WHAT IS REQUIRED = Return all lines below containing the word "with".

+---+

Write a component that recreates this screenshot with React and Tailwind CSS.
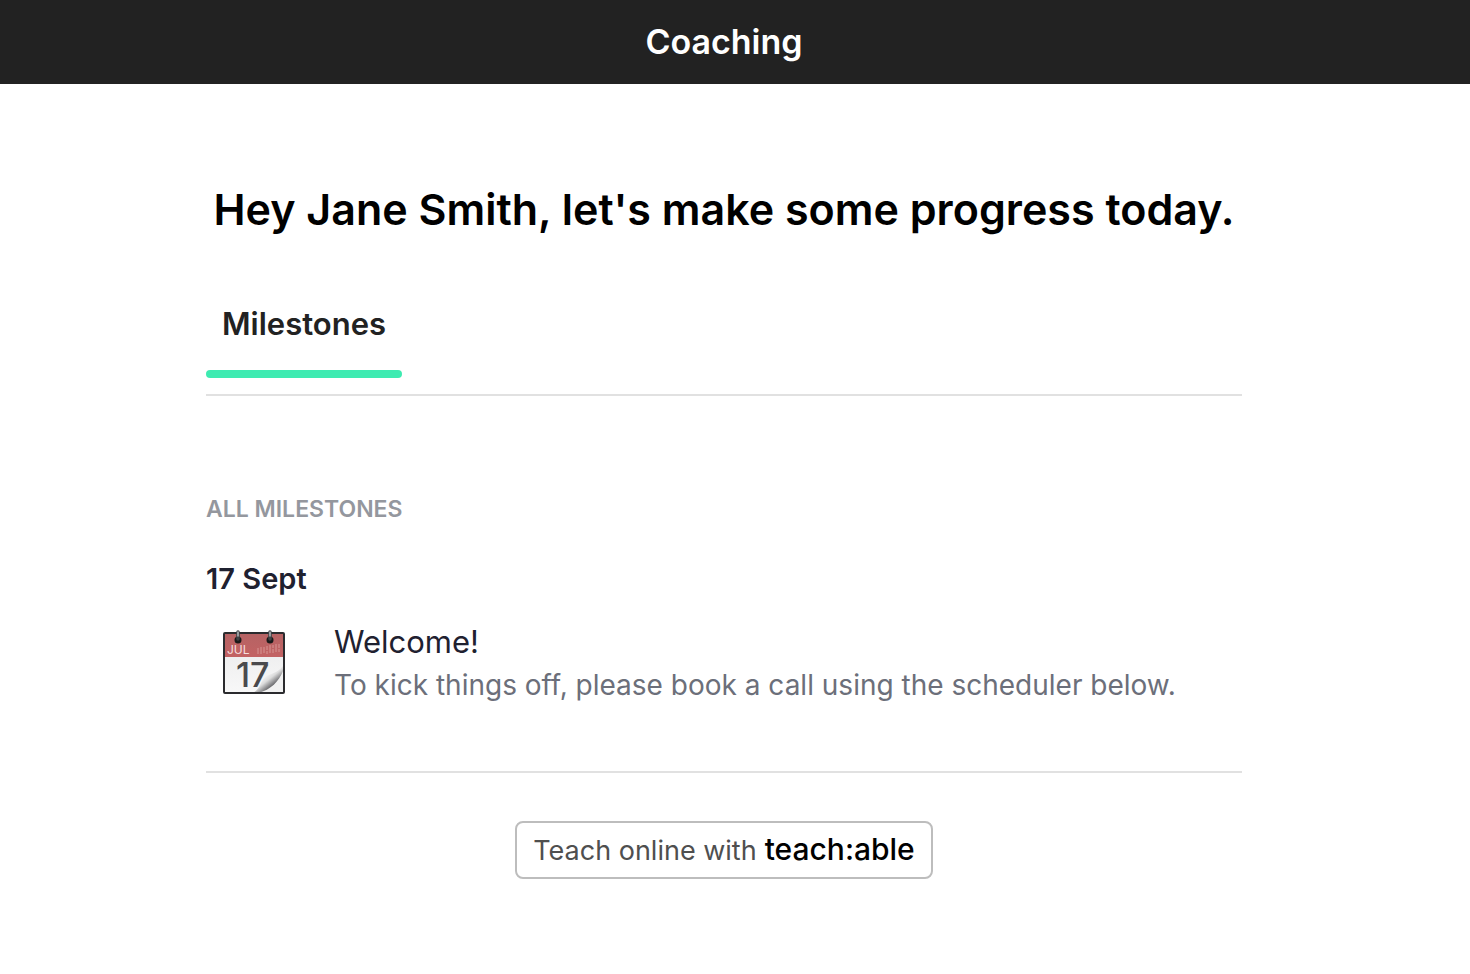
const milestones = [
  {
    id: 1,
    date: "17 Sept",
    title: "Welcome!",
    description: "To kick things off, please book a call using the scheduler below.",
  },
];

function CalendarIcon() {
  return (
    <svg viewBox="0 0 64 68" className="w-16 h-[68px]" aria-hidden="true">
      <defs>
        <linearGradient id="page" x1="0" y1="0" x2="0" y2="1">
          <stop offset="0" stopColor="#e9e9ea" />
          <stop offset="1" stopColor="#f8f8f8" />
        </linearGradient>
        <linearGradient id="top" x1="0" y1="0" x2="0" y2="1">
          <stop offset="0" stopColor="#b56364" />
          <stop offset="1" stopColor="#c36263" />
        </linearGradient>
        <linearGradient id="curl" gradientUnits="userSpaceOnUse" x1="42" y1="46" x2="53" y2="60">
          <stop offset="0" stopColor="#ffffff" />
          <stop offset="0.4" stopColor="#dcdcdc" />
          <stop offset="0.8" stopColor="#6d6d70" />
          <stop offset="1" stopColor="#b9b9b9" />
        </linearGradient>
      </defs>
      <rect x="2" y="5" width="60" height="60" rx="1" fill="url(#page)" />
      <rect x="2" y="5" width="60" height="24" fill="url(#top)" />
      <text x="5" y="26" fontSize="12" fill="#f6dede" fontFamily="Inter, sans-serif">
        JUL
      </text>
      <path
        d="M36 20v6M39 19v7M42 19v6M45 18v4M45 23v3M48 17v8M51 17v3M51 21v4M54 16v8M57 16v4M57 21v3"
        stroke="#d79593"
        strokeWidth="1"
      />
      <text x="14" y="59" fontSize="34" fontWeight="500" fill="#4a4a4d" fontFamily="Inter, sans-serif">
        17
      </text>
      <path d="M30 65C38 62 38 55 42 50C46 45 54 47 61 38V65Z" fill="url(#curl)" />
      <path d="M36 65C49 62 57 53 61 43V65Z" fill="#f1f1f1" />
      <rect x="2" y="5" width="60" height="60" rx="1" fill="none" stroke="#2b2b2e" strokeWidth="2" />
      <circle cx="16" cy="12" r="3.5" fill="#191919" />
      <circle cx="48" cy="12" r="3.5" fill="#191919" />
      <path d="M16 11V4M48 11V4" stroke="#3d4144" strokeWidth="3.5" strokeLinecap="round" />
      <path d="M16 8V4M48 8V4" stroke="#b5babd" strokeWidth="1.5" strokeLinecap="round" />
    </svg>
  );
}

export default function App() {
  return (
    <div className="min-h-screen bg-white font-['Inter',sans-serif]">
      <header className="bg-[#222222] pr-[22px] h-[84px] flex items-center justify-center">
        <p className="text-[34px] leading-10 font-semibold text-white">Coaching</p>
      </header>

      <main className="pr-[22px]">
        <div className="max-w-[1036px] mx-auto pt-24">
          <h1 className="text-[43px] leading-[58px] font-semibold text-black text-center">
            Hey Jane Smith, let's make some progress today.
          </h1>

          <nav className="mt-16 flex border-b-2 border-[#e1e1e1] pb-4">
            <a href="#milestones" className="block">
              <span className="block px-4 text-[31px] leading-[44px] font-semibold text-[#222222]">
                Milestones
              </span>
              <span className="block mt-6 h-2 rounded-full bg-[#3eebb1]" />
            </a>
          </nav>

          <section id="milestones" className="pt-24 pb-16 border-b-2 border-[#e1e1e1]">
            <h2 className="text-[23px] leading-[34px] font-semibold uppercase text-[#94979e]">
              All milestones
            </h2>
            {milestones.map((milestone) => (
              <div key={milestone.id} className="mt-8">
                <h3 className="text-[29px] leading-[42px] font-semibold text-[#1f2130]">
                  {milestone.date}
                </h3>
                <div className="mt-5 pl-4 flex items-start gap-12">
                  <div className="mt-2">
                    <CalendarIcon />
                  </div>
                  <div>
                    <p className="text-[31px] leading-[44px] text-[#1f2130]">{milestone.title}</p>
                    <p className="text-[28px] leading-[43px] text-[#6c6f7a]">
                      {milestone.description}
                    </p>
                  </div>
                </div>
              </div>
            ))}
          </section>

          <div className="mt-12 flex justify-center">
            <a
              href="#teachable"
              className="flex items-baseline gap-2 rounded-lg border-2 border-[#bdbdbd] px-4 py-2 text-[27px] leading-9 text-[#4f4f4f]"
            >
              Teach online with
              <span className="text-[30px] font-medium text-black">teach:able</span>
            </a>
          </div>
        </div>
      </main>
    </div>
  );
}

+---+

SOLVED EXERCISE =
Write a component that recreates this screenshot with React and Tailwind CSS.
              Teach online with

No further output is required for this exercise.